Wirkungsvolle Live-Installation
Ohne Energiezufuhr keine Bewegung: Nach einer (nicht gerade kurzen) Weile verebbt dieses Geschehen. Die Performer*innen gehen ab und tragen mit zugleich handwerklicher Gleichmut und martialischer Bedeutsamkeit ein halbes Dutzend strombetriebener Laubbläser auf die Bühne. Ein neues Kapitel beginnt. Drei auf einen Punkt linksmittig gerichtete Gebläse lassen die Silberpartikel in einer geysirähnlichen Wolke tanzen – wie Laub im Herbstwind oder Lava bei einem Vulkanausbruch. Nach und nach werden Rettungsdecken in diese Live-Installation einbezogen und wie Blattgold an die mit Molton verkleideten Seitenwände geblasen oder, zu einem Knäuel zusammengetrieben, strudelnd über die Bühne gefegt wie ein Schwarm Vögel im Aufwind oder im Sturm wirbelnde Plastiktüten.
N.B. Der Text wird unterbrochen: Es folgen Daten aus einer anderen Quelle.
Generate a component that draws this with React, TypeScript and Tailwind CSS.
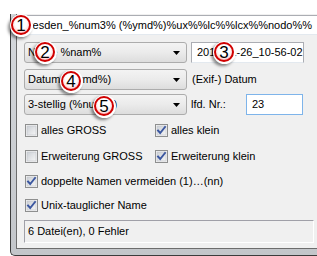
import React from "react";

function Badge({ n, x, y }: { n: number; x: number; y: number }) {
  return (
    <div
      className="absolute w-[23px] h-[23px] rounded-full bg-white shadow-[-2px_2px_3px_rgba(0,0,0,0.45)] p-[1.5px]"
      style={{ left: x - 11.5, top: y - 11.5 }}
    >
      <div className="w-full h-full rounded-full border-[2px] border-[#d00000] bg-[radial-gradient(circle_at_50%_40%,#ffffff_45%,#ffe0e0_65%,#f04040_100%)] flex items-center justify-center">
        <span className="text-[17px] leading-none text-black font-['Liberation_Sans',Arial,sans-serif] mt-[1px]">{n}</span>
      </div>
    </div>
  );
}

function Arrow() {
  return (
    <svg width="7" height="4" viewBox="0 0 7 4" className="shrink-0">
      <path d="M0 0 H7 L3.5 4 Z" fill="#000" />
    </svg>
  );
}

function Combo({ text }: { text: string }) {
  return (
    <div className="w-[163px] h-[21px] shrink-0 border border-[#acacac] rounded-[3px] bg-gradient-to-b from-[#f3f3f3] via-[#ebebeb] to-[#dddddd] flex items-center pl-[3px] pr-[6px]">
      <span className="flex-1 whitespace-nowrap overflow-hidden">{text}</span>
      <Arrow />
    </div>
  );
}

function Check({ checked }: { checked: boolean }) {
  return (
    <svg width="13" height="13" viewBox="0 0 13 13" className="shrink-0">
      <defs>
        <linearGradient id="cbg" x1="0" y1="0" x2="1" y2="1">
          <stop offset="0" stopColor="#cbcfd5" />
          <stop offset="1" stopColor="#f6f6f6" />
        </linearGradient>
      </defs>
      <rect x="0.5" y="0.5" width="12" height="12" fill="#f4f4f4" stroke="#8e8f8f" />
      <rect x="2" y="2" width="9" height="9" fill="url(#cbg)" stroke="#c0c4ca" strokeWidth="0.6" />
      {checked && (
        <path d="M3 6.5 L5.2 9 L10 3" fill="none" stroke="#3b57a0" strokeWidth="1.9" strokeLinecap="square" />
      )}
    </svg>
  );
}

function CB({ label, checked }: { label: string; checked: boolean }) {
  return (
    <div className="flex items-center h-[13px] whitespace-nowrap">
      <Check checked={checked} />
      <span className="ml-[3px]">{label}</span>
    </div>
  );
}

export default function App() {
  return (
    <div className="w-[317px] h-[256px] bg-white overflow-hidden relative font-['Liberation_Sans',Arial,sans-serif] text-[11px] text-black leading-none">
      <div className="pt-[14px] pl-[10px]">
        {/* window */}
        <div className="w-[340px] h-[242px] border-l border-b border-[#3c3c3c] rounded-bl-[5px] bg-gradient-to-b from-[#d5d8dc] to-[#c3c6ca] pl-[5px] pb-[6px]">
          <div className="h-full bg-[#f0f0f0] border-l border-b border-[#6d6d6d] pl-[7px] flex flex-col">
            {/* field 1 */}
            <div className="mt-[1px] h-[20px] w-[320px] bg-white border border-[#abadb3] border-b-[#e3e9ef] flex items-center overflow-hidden">
              <span className="ml-[-4px] whitespace-nowrap">Dresden_%num3% (%ymd%)%ux%%lc%%lcx%%nodo%%</span>
            </div>
            {/* row 2 */}
            <div className="mt-[7px] flex items-center h-[21px]">
              <Combo text="Name %nam%" />
              <div className="ml-[4px] w-[113px] h-[21px] bg-white border border-[#abadb3] border-b-[#e3e9ef] flex items-center pl-[5px]">
                2012-11-26_10-56-02
              </div>
            </div>
            {/* row 3 */}
            <div className="mt-[6px] flex items-center h-[21px]">
              <Combo text="Datum (%ymd%)" />
              <span className="ml-[5px]">(Exif-) Datum</span>
            </div>
            {/* row 4 */}
            <div className="mt-[4px] flex items-center h-[21px]">
              <Combo text="3-stellig (%num%)" />
              <span className="ml-[4px] w-[55px]">lfd. Nr.:</span>
              <div className="w-[57px] h-[21px] bg-white border border-[#7eb4ea] flex items-center pl-[5px]">23</div>
            </div>
            {/* checkboxes */}
            <div className="mt-[9px] ml-[1px] grid grid-cols-[130px_1fr]">
              <CB label="alles GROSS" checked={false} />
              <CB label="alles klein" checked={true} />
            </div>
            <div className="mt-[13px] ml-[1px] grid grid-cols-[130px_1fr]">
              <CB label="Erweiterung GROSS" checked={false} />
              <CB label="Erweiterung klein" checked={true} />
            </div>
            <div className="mt-[12px] ml-[1px]">
              <CB label="doppelte Namen vermeiden (1)…(nn)" checked={true} />
            </div>
            <div className="mt-[11px] ml-[1px]">
              <CB label="Unix-tauglicher Name" checked={true} />
            </div>
            {/* status */}
            <div className="mt-[8px] w-[290px] h-[23px] border border-[#a0a0a8] border-r-white border-b-white flex items-center pl-[3px]">
              6 Datei(en), 0 Fehler
            </div>
          </div>
        </div>
      </div>
      <Badge n={1} x={21} y={25} />
      <Badge n={2} x={45} y={52} />
      <Badge n={3} x={224} y={52} />
      <Badge n={4} x={71} y={81} />
      <Badge n={5} x={104} y={106} />
    </div>
  );
}
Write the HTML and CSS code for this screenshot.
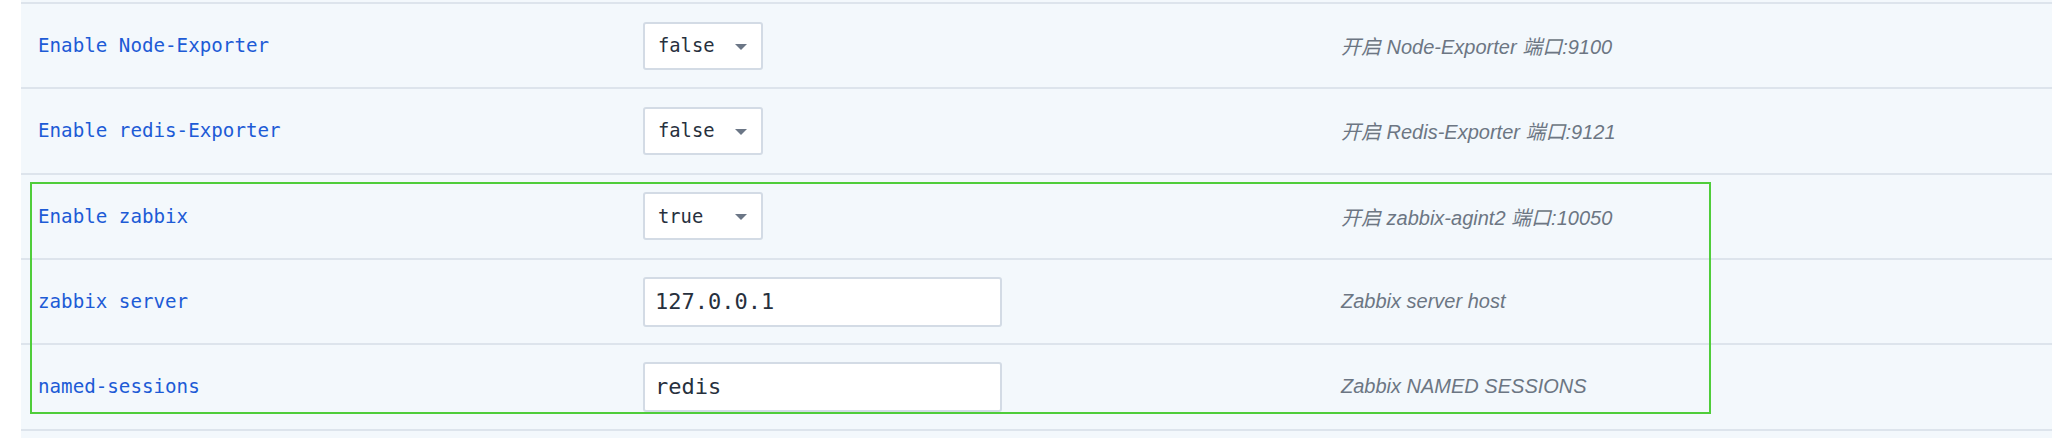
FILE: index.html
```html
<!DOCTYPE html>
<html>
<head>
<meta charset="utf-8">
<link rel="stylesheet" href="styles.css">
</head>
<body>
<div class="table">
  <div class="lead"></div>
  <div class="row">
    <div class="label">Enable Node-Exporter</div>
    <div class="control"><div class="select"><span>false</span><i class="caret"></i></div></div>
    <div class="desc">开启 Node-Exporter 端口:9100</div>
  </div>
  <div class="row">
    <div class="label">Enable redis-Exporter</div>
    <div class="control"><div class="select"><span>false</span><i class="caret"></i></div></div>
    <div class="desc">开启 Redis-Exporter 端口:9121</div>
  </div>
  <div class="row">
    <div class="label">Enable zabbix</div>
    <div class="control"><div class="select"><span>true</span><i class="caret"></i></div></div>
    <div class="desc">开启 zabbix-agint2 端口:10050</div>
  </div>
  <div class="row">
    <div class="label">zabbix server</div>
    <div class="control"><div class="input">127.0.0.1</div></div>
    <div class="desc">Zabbix server host</div>
  </div>
  <div class="row">
    <div class="label">named-sessions</div>
    <div class="control"><div class="input">redis</div></div>
    <div class="desc">Zabbix NAMED SESSIONS</div>
  </div>
  <div class="row tail"></div>
  <div class="highlight"></div>
</div>
</body>
</html>
```

FILE: styles.css
```css
html, body {
  margin: 0;
  padding: 0;
  background: #ffffff;
  overflow: hidden;
}

.table {
  position: relative;
  margin-left: 21px;
  width: 2031px;
  background: #f3f8fc;
}

.lead {
  height: 2px;
}

.row {
  box-sizing: border-box;
  height: 85.33px;
  border-top: 2px solid #dde4ec;
  display: grid;
  grid-template-columns: 605px 698px 1fr;
  align-items: center;
  padding-left: 17px;
}

.row.tail {
  height: 9.33px;
}

.label {
  font-family: "DejaVu Sans Mono", monospace;
  font-size: 19.2px;
  color: #1d5bd6;
  white-space: nowrap;
}

.select {
  box-sizing: border-box;
  width: 120px;
  height: 48px;
  background: #ffffff;
  border: 2px solid #d3dbe5;
  border-radius: 3px;
  display: flex;
  align-items: center;
  justify-content: space-between;
  padding: 0 14px 0 13px;
  font-family: "DejaVu Sans Mono", monospace;
  font-size: 18.8px;
  color: #27303d;
}

.caret {
  width: 0;
  height: 0;
  margin-top: 2px;
  border-left: 6px solid transparent;
  border-right: 6px solid transparent;
  border-top: 6px solid #6b7686;
}

.input {
  box-sizing: border-box;
  width: 359px;
  height: 50px;
  background: #ffffff;
  border: 2px solid #d3dbe5;
  border-radius: 3px;
  display: flex;
  align-items: center;
  padding: 0 10px;
  font-family: "DejaVu Sans Mono", monospace;
  font-size: 22px;
  color: #27303d;
}

.desc {
  font-family: "Liberation Sans", "Noto Sans CJK SC", sans-serif;
  font-style: italic;
  font-size: 20px;
  color: #6c7683;
  white-space: nowrap;
}

.highlight {
  position: absolute;
  left: 9px;
  top: 182px;
  width: 1681px;
  height: 232px;
  box-sizing: border-box;
  border: 2px solid #4fcd3a;
  pointer-events: none;
}
```
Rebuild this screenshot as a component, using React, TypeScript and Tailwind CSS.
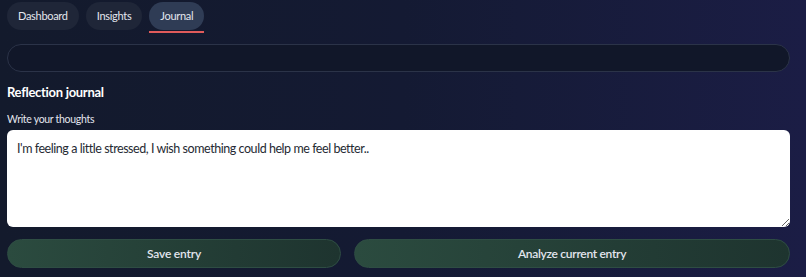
import React, { useState } from "react";

const tabs = ["Dashboard", "Insights", "Journal"];

function App() {
  const [active, setActive] = useState("Journal");
  const [entry, setEntry] = useState(
    "I'm feeling a little stressed, I wish something could help me feel better.."
  );

  return (
    <div
      className="w-[806px] h-[277px] overflow-hidden bg-gradient-to-r from-[#131a2c] via-[#141a33] to-[#1b1d45] text-white pl-[7px] pr-[16px]"
      style={{ fontFamily: "Lato, 'Noto Sans', sans-serif" }}
    >
      <div className="flex gap-[7px] pt-[2px]">
        {tabs.map((t) => (
          <div key={t} className="flex flex-col">
            <button
              onClick={() => setActive(t)}
              className={`h-[28px] px-[11px] rounded-full text-[11px] tracking-[-0.3px] text-[#e3e6ee] ${
                active === t ? "bg-[#2f3c55]" : "bg-[#1f2638]"
              }`}
            >
              {t}
            </button>
            <div
              className={`h-[2px] mt-[1px] ${
                active === t ? "bg-[#e05b5b]" : "bg-transparent"
              }`}
            />
          </div>
        ))}
      </div>

      <div className="mt-[11px] h-[28px] rounded-full border border-[#2b3348] bg-[#111729]" />

      <h2 className="mt-[10px] text-[13px] font-bold leading-[20px] tracking-[-0.3px]">
        Reflection journal
      </h2>
      <p className="mt-[9px] text-[10.5px] leading-[16px] tracking-[-0.3px] text-[#e3e6ee]">
        Write your thoughts
      </p>

      <textarea
        value={entry}
        onChange={(e) => setEntry(e.target.value)}
        className="mt-[3px] block w-full h-[97px] rounded-[6px] bg-white text-[#262a33] text-[12.5px] tracking-[-0.45px] leading-[18px] px-[10px] py-[10px] outline-none"
      />

      <div className="flex gap-[13px] mt-[12px]">
        <button className="w-[334px] h-[29px] rounded-full border border-[#2e4d43] bg-gradient-to-r from-[#2b4b3f] to-[#1e342f] text-[12px] tracking-[-0.2px] font-semibold text-[#e3e6ee]">
          Save entry
        </button>
        <button className="flex-1 h-[29px] rounded-full border border-[#2e4d43] bg-gradient-to-r from-[#2b4b3f] to-[#1e342f] text-[12px] tracking-[-0.3px] font-semibold text-[#e3e6ee]">
          Analyze current entry
        </button>
      </div>
    </div>
  );
}

export default App;
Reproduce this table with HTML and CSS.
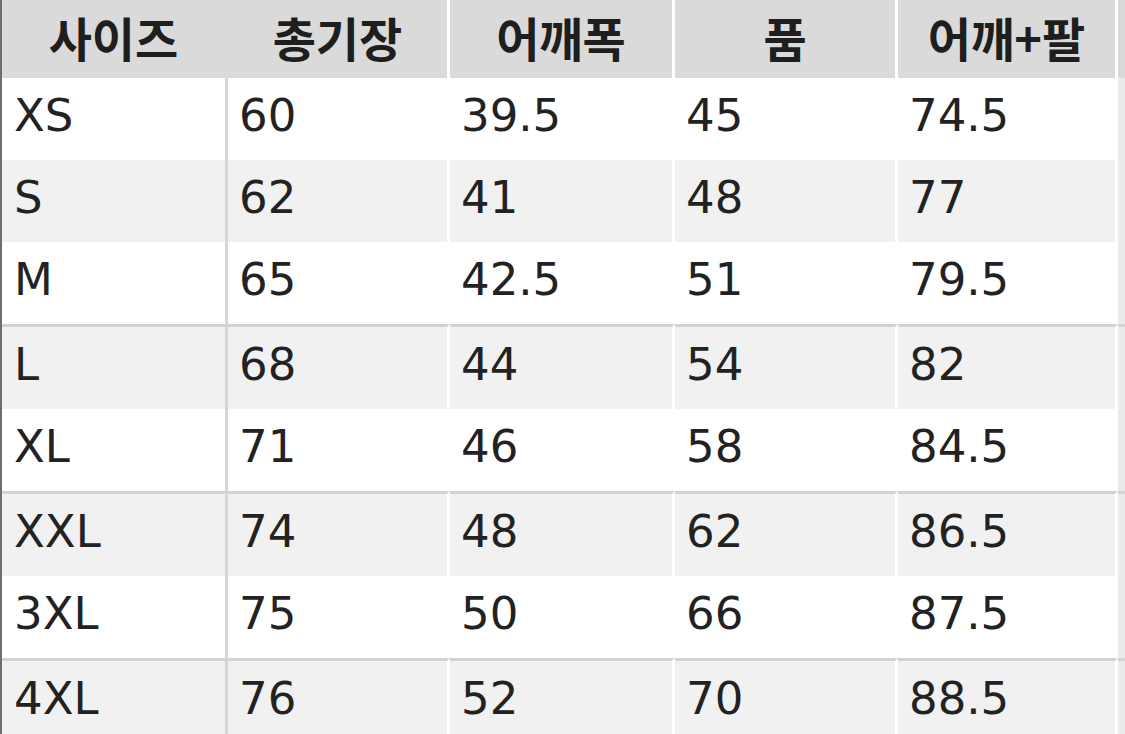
FILE: index.html
```html
<!DOCTYPE html>
<html lang="ko">
<head>
<meta charset="utf-8">
<title>사이즈표</title>
<link rel="stylesheet" href="styles.css">
</head>
<body>
<div class="sheet">
  <table class="size-table">
    <colgroup>
      <col class="c1"><col class="c2"><col class="c3"><col class="c4"><col class="c5"><col class="c6">
    </colgroup>
    <thead>
      <tr>
        <th class="first">사이즈</th>
        <th>총기장</th>
        <th>어깨폭</th>
        <th>품</th>
        <th>어깨+팔</th>
        <th class="edge"></th>
      </tr>
    </thead>
    <tbody>
      <tr class="w"><td class="first">XS</td><td>60</td><td>39.5</td><td>45</td><td>74.5</td><td class="edge"></td></tr>
      <tr class="g"><td class="first">S</td><td>62</td><td>41</td><td>48</td><td>77</td><td class="edge"></td></tr>
      <tr class="w"><td class="first">M</td><td>65</td><td>42.5</td><td>51</td><td>79.5</td><td class="edge"></td></tr>
      <tr class="g line"><td class="first">L</td><td>68</td><td>44</td><td>54</td><td>82</td><td class="edge"></td></tr>
      <tr class="w"><td class="first">XL</td><td>71</td><td>46</td><td>58</td><td>84.5</td><td class="edge"></td></tr>
      <tr class="g line"><td class="first">XXL</td><td>74</td><td>48</td><td>62</td><td>86.5</td><td class="edge"></td></tr>
      <tr class="w"><td class="first">3XL</td><td>75</td><td>50</td><td>66</td><td>87.5</td><td class="edge"></td></tr>
      <tr class="g line"><td class="first">4XL</td><td>76</td><td>52</td><td>70</td><td>88.5</td><td class="edge"></td></tr>
    </tbody>
  </table>
</div>
</body>
</html>
```
FILE: styles.css
```css
html, body {
  margin: 0;
  padding: 0;
  background: #ffffff;
}

.sheet {
  width: 1125px;
  height: 734px;
  overflow: hidden;
  border-left: 2px solid #6e6e6e;
  box-sizing: border-box;
}

.size-table {
  width: 1123px;
  table-layout: fixed;
  border-collapse: separate;
  border-spacing: 0;
}

.c1 { width: 226px; }
.c2 { width: 222px; }
.c3 { width: 225px; }
.c4 { width: 223px; }
.c5 { width: 220px; }
.c6 { width: 7px; }

.size-table th {
  height: 78px;
  padding: 0 0 6px 0;
  background: #dadada;
  color: #1e1e1e;
  font-family: "Noto Sans CJK KR", "Noto Sans", sans-serif;
  font-weight: 700;
  font-size: 47px;
  text-align: center;
  vertical-align: middle;
  border-right: 3px solid #ffffff;
  box-sizing: border-box;
  line-height: 1;
}

.size-table th.first {
  border-right-color: #dadada;
}

.size-table td {
  height: 82px;
  padding: 0 0 7px 11px;
  box-sizing: border-box;
  color: #222222;
  font-family: "DejaVu Sans", "Liberation Sans", sans-serif;
  font-size: 45px;
  text-align: left;
  vertical-align: middle;
  border-right: 3px solid #ffffff;
  white-space: nowrap;
}

.size-table td.first {
  padding-left: 12px;
  border-right: 3px solid #d6d6d6;
}

.size-table th.edge,
.size-table td.edge {
  border-right: 0;
  padding: 0;
}

.size-table td.edge {
  background: #ebebeb;
}

.w td {
  background: #ffffff;
}

.g td {
  background: #f1f1f1;
}

.line td {
  border-top: 3px solid #d3d3d3;
  height: 85px;
}
```
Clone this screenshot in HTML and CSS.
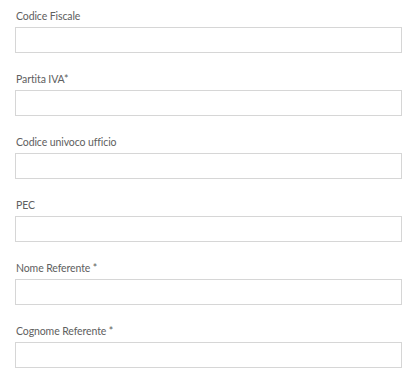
FILE: index.html
```html
<!DOCTYPE html>
<html lang="it">
<head>
    <meta charset="UTF-8">
    <title>Dati ente</title>
    <meta name="viewport" content="width=device-width, initial-scale=1">
    <link rel="stylesheet" href="styles.css">
</head>
<body>
    <form class="form-ente" autocomplete="off">
        <div class="campo"><label for="cf">Codice Fiscale</label><input id="cf" type="text"></div>
        <div class="campo"><label for="piva">Partita IVA*</label><input id="piva" type="text"></div>
        <div class="campo"><label for="cuu">Codice univoco ufficio</label><input id="cuu" type="text"></div>
        <div class="campo"><label for="pec">PEC</label><input id="pec" type="email"></div>
        <div class="campo"><label for="nome">Nome Referente *</label><input id="nome" type="text"></div>
        <div class="campo"><label for="cognome">Cognome Referente *</label><input id="cognome" type="text"></div>
    </form>
</body>
</html>
```

FILE: styles.css
```css
body {
    margin: 0;
    padding: 0;
    background: #fff;
    font-family: Lato, 'Noto Sans', Arial, sans-serif;
    color: #606060;
    overflow: hidden;
}
.form-ente {
    padding: 8px 10px 0 15px;
    display: flex;
    flex-direction: column;
    gap: 18px;
}
.campo {
    display: flex;
    flex-direction: column;
    gap: 3px;
}
label {
    font-size: 10.5px;
    line-height: 16px;
    letter-spacing: -0.1px;
    padding-left: 1px;
}
input {
    box-sizing: border-box;
    width: 100%;
    height: 26px;
    margin: 0;
    border: 1px solid #d6d6d6;
    border-radius: 0;
    background: #fff;
    font: inherit;
    font-size: 12px;
    padding: 0 8px;
    outline: none;
}
input:focus {
    border-color: #9bb8d9;
}
```
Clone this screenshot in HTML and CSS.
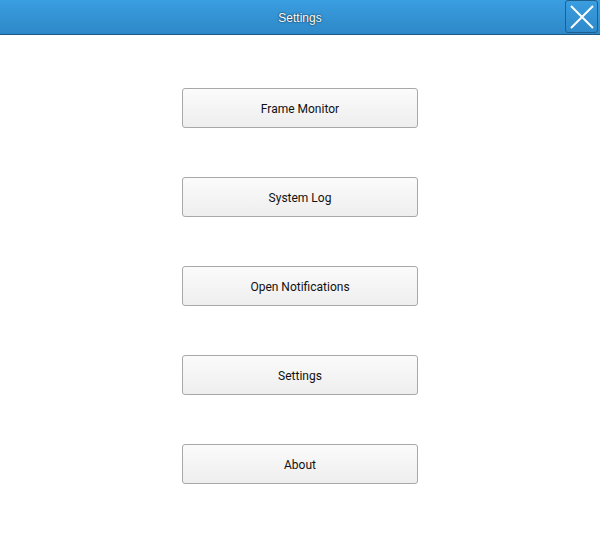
FILE: index.html
```html
<!DOCTYPE html>
<html lang="en">
<head>
<meta charset="UTF-8">
<title>Settings</title>
<link rel="stylesheet" href="styles.css">
</head>
<body>
<div class="app">
    <header class="header">
        <div class="header-title">Settings</div>
        <button class="close-btn" aria-label="Close">
            <svg width="26" height="26" viewBox="0 0 26 26">
                <path d="M2 2 L24 24 M24 2 L2 24" stroke="#fff" stroke-width="2" fill="none"/>
            </svg>
        </button>
    </header>
    <main class="menu">
        <button class="menu-btn">Frame Monitor</button>
        <button class="menu-btn">System Log</button>
        <button class="menu-btn">Open Notifications</button>
        <button class="menu-btn">Settings</button>
        <button class="menu-btn">About</button>
    </main>
</div>
</body>
</html>
```

FILE: styles.css
```css
body {
    margin: 0;
    padding: 0;
    background-color: #fff;
    font-family: Roboto, 'Liberation Sans', sans-serif;
}
.app {
    width: 600px;
    height: 534px;
}
.header {
    position: relative;
    height: 34px;
    background: linear-gradient(to bottom, #3a9ee0, #2d88c8);
    border-bottom: 1px solid #1d5a85;
    display: flex;
    align-items: center;
    justify-content: center;
}
.header-title {
    color: #fff;
    font-family: 'Liberation Sans', sans-serif;
    font-size: 12px;
    padding-top: 1px;
    text-shadow: 0 0 1px #0d3a5c, 0 0 2px rgba(0, 0, 0, 0.7);
}
.close-btn {
    position: absolute;
    top: 0;
    right: 2px;
    width: 33px;
    height: 33px;
    padding: 0;
    border: 1px solid #1f5f8e;
    border-radius: 3px;
    background: transparent;
    display: flex;
    align-items: center;
    justify-content: center;
}
.menu {
    display: flex;
    flex-direction: column;
    align-items: center;
    gap: 49px;
    padding-top: 53px;
}
.menu-btn {
    width: 236px;
    height: 40px;
    padding: 2px 0 0;
    border: 1px solid #a8a8a8;
    border-radius: 3px;
    background: linear-gradient(to bottom, #fbfbfb, #eeeeee);
    font-family: Roboto, 'Liberation Sans', sans-serif;
    font-size: 12px;
    color: #111;
}
```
Geschickte Kombination von Kontexten
Die skulpturale Wirkung dieses Materialtanzes ist momentweise überwältigend, eine geschickte performative Verschränkung von Tanz und Bildender Kunst. Clever auch der performative Anschluss an eine wissenschaftliche Forschungsrichtung, die, nach einem Höhepunkt mit Bruno Latours Akteur-Netzwerk-Theorie in den 80ern, in den letzten Jahren wieder an Bedeutung gewonnen und als Objektinteresse in den Tanz Einzug gehalten hat. So wie Mette Ingvartsen versiert verschiedene Themenfelder und Kontexte navigiert (und das als eine der ersten in diesen Bereichen getan hat), so landet auch das HAU mit der Werkschau einen Scoop: Nicht nur, weil es die künftige Volksbühnen-Künstlerin dort vorstellt, wo ihre Arbeiten seit 2004 regelmäßig zu sehen sind, und so ihrer Vereinnahmung durch eine vermeintliche Neuentdeckung vorbeugt, sondern auch, weil mit der “Artificial Nature Series”-Retrospektive ein Aspekt von Ingvartsens Schaffen hervorgehoben wird, der an der Volksbühne erst einmal in den Hintergrund treten wird. Das Resultat: Mette Ingvartsen wird anschlussfähig gemacht für ihre eigenen Arbeiten – eine programmatisch kluge Entscheidung.